STEVE GOLDSTEIN: Coming up next on "Arizona Horizon," we'll take a look at new laws that went into effect in Arizona. Hear about how employers could be impacted by the ruling that allows same-sex marriage. And see how a local custom hat maker practices his craft. That's next on "Arizona Horizon."

NARRATOR: "Arizona Horizon" is made possible by contributions from the friends of eight, members of your Arizona PBS station. Thank you.

STEVE GOLDSTEIN: Good evening and welcome to "Arizona Horizon." I'm Steve Goldstein, in for Ted Simons. Although state lawmakers had a quick-day session this year, they still managed to pass 324 laws; most of those new laws went into effect July 3rd. Here to talk about the new laws is the very lucky Ben Giles of the Arizona Capitol Times. Ben, welcome. If you win the lottery, we can somehow not know your name for a while. Tell us about that one.

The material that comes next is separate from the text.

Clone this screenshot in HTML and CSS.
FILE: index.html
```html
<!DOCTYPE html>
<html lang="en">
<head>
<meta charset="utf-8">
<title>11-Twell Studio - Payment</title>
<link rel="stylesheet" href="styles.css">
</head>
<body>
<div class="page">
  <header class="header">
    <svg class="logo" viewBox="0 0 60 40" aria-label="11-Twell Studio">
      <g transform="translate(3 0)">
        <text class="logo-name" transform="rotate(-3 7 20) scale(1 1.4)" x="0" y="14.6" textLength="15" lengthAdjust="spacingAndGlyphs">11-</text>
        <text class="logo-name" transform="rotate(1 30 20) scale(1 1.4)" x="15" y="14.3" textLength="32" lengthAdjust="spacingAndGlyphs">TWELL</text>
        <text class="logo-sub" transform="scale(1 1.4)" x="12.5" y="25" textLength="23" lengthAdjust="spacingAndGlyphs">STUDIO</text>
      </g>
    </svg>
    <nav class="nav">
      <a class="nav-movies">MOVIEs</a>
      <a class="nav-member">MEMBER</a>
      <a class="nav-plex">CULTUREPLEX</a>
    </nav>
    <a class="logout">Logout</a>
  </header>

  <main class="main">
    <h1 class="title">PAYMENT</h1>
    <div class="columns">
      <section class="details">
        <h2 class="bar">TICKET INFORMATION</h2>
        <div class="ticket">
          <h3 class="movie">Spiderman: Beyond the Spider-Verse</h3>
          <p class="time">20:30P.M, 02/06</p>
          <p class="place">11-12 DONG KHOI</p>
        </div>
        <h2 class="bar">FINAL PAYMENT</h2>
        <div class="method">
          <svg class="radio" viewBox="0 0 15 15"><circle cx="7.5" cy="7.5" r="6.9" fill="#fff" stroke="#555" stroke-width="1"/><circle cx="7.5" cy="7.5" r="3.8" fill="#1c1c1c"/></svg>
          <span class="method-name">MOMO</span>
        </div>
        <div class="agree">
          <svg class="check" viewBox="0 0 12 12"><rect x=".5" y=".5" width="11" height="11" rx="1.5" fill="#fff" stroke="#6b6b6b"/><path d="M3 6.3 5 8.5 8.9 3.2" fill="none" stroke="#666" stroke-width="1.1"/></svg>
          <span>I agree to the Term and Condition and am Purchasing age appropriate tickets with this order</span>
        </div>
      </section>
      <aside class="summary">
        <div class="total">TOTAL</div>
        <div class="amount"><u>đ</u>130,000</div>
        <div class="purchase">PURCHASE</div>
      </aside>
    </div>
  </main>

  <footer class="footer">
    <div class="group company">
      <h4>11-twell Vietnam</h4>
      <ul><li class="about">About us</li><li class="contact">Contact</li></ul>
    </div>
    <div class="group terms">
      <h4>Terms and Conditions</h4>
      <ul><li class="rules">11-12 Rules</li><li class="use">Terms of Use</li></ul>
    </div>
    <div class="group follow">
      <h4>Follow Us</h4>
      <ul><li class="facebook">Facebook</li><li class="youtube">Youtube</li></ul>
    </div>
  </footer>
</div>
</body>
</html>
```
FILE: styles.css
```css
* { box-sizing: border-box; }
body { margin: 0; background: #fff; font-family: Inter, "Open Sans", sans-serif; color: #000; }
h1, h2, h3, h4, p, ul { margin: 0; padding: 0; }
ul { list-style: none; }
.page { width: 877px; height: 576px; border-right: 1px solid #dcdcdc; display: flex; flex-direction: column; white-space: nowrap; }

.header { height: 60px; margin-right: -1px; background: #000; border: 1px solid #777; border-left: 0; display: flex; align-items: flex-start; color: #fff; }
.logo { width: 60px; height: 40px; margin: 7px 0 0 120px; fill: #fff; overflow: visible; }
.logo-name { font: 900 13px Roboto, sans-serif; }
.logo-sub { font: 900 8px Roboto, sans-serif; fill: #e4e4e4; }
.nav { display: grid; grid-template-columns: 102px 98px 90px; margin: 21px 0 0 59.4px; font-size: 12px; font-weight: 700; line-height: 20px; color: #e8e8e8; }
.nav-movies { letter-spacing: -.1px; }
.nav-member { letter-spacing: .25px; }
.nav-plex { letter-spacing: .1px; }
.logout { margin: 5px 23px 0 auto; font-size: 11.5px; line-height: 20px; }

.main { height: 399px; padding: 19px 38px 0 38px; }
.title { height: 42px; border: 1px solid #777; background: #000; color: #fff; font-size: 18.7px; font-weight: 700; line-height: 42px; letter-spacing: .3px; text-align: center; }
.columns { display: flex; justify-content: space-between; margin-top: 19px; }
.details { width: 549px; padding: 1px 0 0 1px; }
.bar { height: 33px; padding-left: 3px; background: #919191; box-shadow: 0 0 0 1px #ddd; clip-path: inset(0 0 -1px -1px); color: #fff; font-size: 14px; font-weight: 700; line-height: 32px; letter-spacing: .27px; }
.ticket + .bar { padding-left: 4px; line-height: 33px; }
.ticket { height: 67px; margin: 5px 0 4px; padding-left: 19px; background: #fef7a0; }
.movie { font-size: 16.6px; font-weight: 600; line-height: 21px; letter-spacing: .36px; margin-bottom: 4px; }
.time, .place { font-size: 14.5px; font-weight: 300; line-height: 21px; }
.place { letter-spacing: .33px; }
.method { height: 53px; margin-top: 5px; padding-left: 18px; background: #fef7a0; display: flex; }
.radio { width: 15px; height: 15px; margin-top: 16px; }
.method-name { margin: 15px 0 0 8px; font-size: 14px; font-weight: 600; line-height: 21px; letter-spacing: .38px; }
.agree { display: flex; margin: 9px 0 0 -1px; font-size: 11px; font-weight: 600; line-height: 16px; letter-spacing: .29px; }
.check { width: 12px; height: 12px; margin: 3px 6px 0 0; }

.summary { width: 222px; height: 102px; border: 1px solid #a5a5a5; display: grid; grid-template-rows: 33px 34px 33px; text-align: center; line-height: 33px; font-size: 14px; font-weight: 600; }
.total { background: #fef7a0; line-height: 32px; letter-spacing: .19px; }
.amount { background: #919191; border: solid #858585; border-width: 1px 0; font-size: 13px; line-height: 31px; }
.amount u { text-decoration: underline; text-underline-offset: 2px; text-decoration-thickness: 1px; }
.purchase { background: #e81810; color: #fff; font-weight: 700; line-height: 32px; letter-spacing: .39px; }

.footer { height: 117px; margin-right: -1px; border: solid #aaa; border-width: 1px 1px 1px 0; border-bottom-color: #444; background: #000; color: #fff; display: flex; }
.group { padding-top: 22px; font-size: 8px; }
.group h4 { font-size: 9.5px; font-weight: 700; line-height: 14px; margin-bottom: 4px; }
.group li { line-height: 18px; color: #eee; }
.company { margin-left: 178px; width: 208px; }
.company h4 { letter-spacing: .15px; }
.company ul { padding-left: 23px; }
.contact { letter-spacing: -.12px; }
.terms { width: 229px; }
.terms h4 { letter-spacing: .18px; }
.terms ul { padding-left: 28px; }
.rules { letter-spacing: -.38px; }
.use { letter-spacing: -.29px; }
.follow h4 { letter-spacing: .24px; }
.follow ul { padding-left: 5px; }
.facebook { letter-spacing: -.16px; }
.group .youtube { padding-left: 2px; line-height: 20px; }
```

BEN GILES: Just for 90 days. This is a privacy issue brought up by Fountain Hills lawmaker John Kavanagh. It was something he's tried to get passed in previous sessions and this session it finally got through. It's basically hopeful that people won't be coming after you begging for money now that they know how many millions of dollars you won because it usually doesn't take too long to find out who won those lotteries or whatever.

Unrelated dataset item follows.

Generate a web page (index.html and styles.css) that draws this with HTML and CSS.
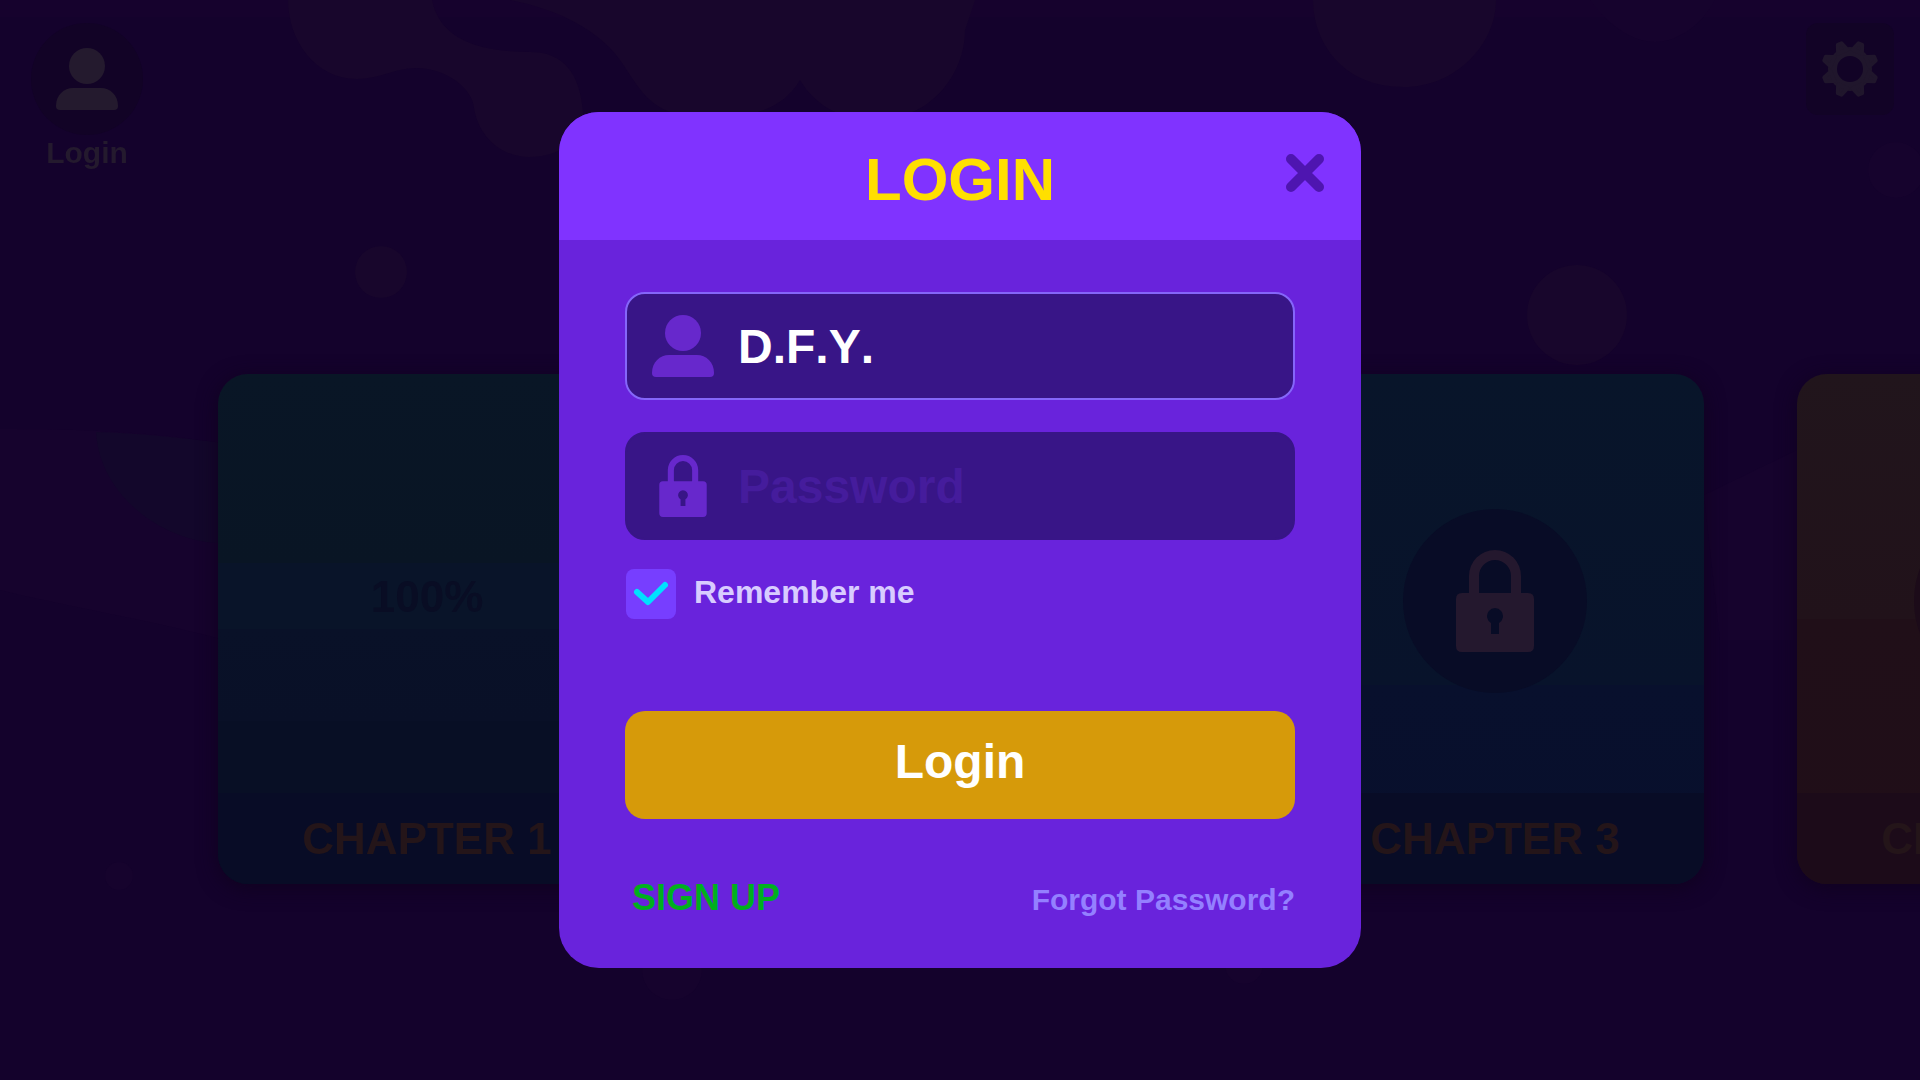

STEVE GOLDSTEIN: Has there been a need for this?

BEN GILES: I think there was just some complaints from people who felt like it might be nice to have a buffer period; a time just to gather yourself, collect your thoughts and maybe get your financial state in order and this was a bit of a compromise. I know in previous years it would have been a longer grace period for winners and 90 days is what was settled on.

STEVE GOLDSTEIN: You mentioned John Kavanagh. He's been busy with things related to panhandling or aggressive of asking for money and whatnot. There's a crosswalk bill, what's that one?

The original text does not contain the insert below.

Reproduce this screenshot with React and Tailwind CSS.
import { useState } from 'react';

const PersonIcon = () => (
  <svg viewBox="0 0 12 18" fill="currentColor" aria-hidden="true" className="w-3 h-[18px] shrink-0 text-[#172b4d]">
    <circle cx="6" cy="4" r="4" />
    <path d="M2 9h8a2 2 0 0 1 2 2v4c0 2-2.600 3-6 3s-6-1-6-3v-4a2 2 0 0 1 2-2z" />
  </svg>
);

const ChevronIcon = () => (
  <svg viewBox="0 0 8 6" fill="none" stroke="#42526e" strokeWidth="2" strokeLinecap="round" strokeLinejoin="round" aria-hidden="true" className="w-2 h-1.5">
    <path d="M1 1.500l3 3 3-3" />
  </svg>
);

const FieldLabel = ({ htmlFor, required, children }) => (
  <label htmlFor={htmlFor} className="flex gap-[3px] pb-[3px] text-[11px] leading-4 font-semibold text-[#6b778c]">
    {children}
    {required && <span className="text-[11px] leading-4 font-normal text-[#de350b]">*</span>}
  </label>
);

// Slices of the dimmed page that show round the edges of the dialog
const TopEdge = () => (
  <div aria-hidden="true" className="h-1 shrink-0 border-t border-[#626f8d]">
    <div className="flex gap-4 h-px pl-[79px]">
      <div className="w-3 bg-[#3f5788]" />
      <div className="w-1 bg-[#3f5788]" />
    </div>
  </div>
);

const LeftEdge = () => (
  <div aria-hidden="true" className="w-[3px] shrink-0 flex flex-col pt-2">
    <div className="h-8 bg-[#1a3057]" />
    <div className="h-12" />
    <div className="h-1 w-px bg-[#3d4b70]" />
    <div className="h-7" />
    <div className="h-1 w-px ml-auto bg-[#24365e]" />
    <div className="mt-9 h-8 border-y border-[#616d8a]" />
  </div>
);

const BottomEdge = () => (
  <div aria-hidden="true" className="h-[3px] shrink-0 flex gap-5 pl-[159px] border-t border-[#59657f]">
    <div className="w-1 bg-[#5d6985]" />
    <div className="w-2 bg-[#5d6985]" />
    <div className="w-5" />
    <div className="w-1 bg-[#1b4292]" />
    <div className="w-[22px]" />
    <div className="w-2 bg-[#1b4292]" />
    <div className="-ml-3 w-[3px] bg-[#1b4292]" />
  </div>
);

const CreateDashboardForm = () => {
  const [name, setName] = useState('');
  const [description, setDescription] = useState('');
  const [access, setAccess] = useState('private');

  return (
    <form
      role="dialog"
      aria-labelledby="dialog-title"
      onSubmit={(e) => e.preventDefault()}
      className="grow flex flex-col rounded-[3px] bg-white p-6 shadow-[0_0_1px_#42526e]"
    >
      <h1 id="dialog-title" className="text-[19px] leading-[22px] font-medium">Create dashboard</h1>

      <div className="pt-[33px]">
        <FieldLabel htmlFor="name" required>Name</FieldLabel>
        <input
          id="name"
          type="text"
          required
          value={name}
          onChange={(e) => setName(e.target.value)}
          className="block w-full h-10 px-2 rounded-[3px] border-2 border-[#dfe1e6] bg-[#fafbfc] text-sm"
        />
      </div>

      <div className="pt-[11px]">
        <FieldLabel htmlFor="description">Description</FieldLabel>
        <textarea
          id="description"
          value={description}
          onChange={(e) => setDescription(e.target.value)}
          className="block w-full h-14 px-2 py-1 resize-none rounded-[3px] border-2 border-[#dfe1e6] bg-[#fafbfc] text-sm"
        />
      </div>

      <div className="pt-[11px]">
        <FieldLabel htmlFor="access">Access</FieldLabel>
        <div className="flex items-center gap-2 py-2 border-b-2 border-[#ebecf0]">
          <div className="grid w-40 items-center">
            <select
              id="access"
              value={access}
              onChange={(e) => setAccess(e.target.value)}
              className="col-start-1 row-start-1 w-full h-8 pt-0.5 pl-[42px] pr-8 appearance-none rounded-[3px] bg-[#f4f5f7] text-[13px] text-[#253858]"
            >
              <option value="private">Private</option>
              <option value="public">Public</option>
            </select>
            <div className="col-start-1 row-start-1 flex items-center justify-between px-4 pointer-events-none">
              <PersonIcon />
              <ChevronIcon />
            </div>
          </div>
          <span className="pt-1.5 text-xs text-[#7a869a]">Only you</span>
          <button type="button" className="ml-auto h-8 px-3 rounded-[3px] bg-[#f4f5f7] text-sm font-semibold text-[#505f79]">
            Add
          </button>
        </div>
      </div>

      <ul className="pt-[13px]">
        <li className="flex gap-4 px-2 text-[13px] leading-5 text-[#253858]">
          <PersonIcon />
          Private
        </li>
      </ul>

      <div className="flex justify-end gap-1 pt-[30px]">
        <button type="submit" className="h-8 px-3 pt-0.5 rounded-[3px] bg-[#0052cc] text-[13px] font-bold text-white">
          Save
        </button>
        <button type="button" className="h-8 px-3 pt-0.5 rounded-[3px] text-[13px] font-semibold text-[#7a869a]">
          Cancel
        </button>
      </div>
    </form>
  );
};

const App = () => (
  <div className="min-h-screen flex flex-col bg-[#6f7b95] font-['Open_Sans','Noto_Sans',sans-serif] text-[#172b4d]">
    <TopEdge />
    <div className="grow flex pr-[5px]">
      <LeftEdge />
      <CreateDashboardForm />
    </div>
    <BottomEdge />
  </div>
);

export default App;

BEN GILES: It's illegal to push a crosswalk button solely for the purpose of triggering a red light so cars have to stop and you as a beggar would go out and ask for change or maybe try to sell somebody something and this is a personal experience of senator Kavanagh's where he happened to experience this on his drive home and now, it's interesting to imagine this being enforced but if you see someone pushing a crosswalk button just to ask somebody for change, technically that is illegal.

STEVE GOLDSTEIN: What about bake sales, Ben? In terms of things going on after school, being able to sell non-nutritious snacks? There's been a fight about that, as well haven't there?

BEN GILES: Well, kind of in the same vein I think the bill you're talking about is more aggressiveness as far as the solicitation either to ask for something or to sell something. Depending on how aggressive you are that, too, could be illegal.

STEVE GOLDSTEIN: Plastic bags don't seem like things we should necessarily worry about, we go to the supermarket, dominated by plastic bags. There were some cities around the state that wanted to plan plastic bags but the law says no dice.

BEN GILES: This is a preemption where the state says you can't do this and what the case was is Tempe and Flagstaff were considering bans that are happening in some cities and towns all over the country but now, they are not allowed to. So you can go to the grocery store and walk out with plastic instead of paper.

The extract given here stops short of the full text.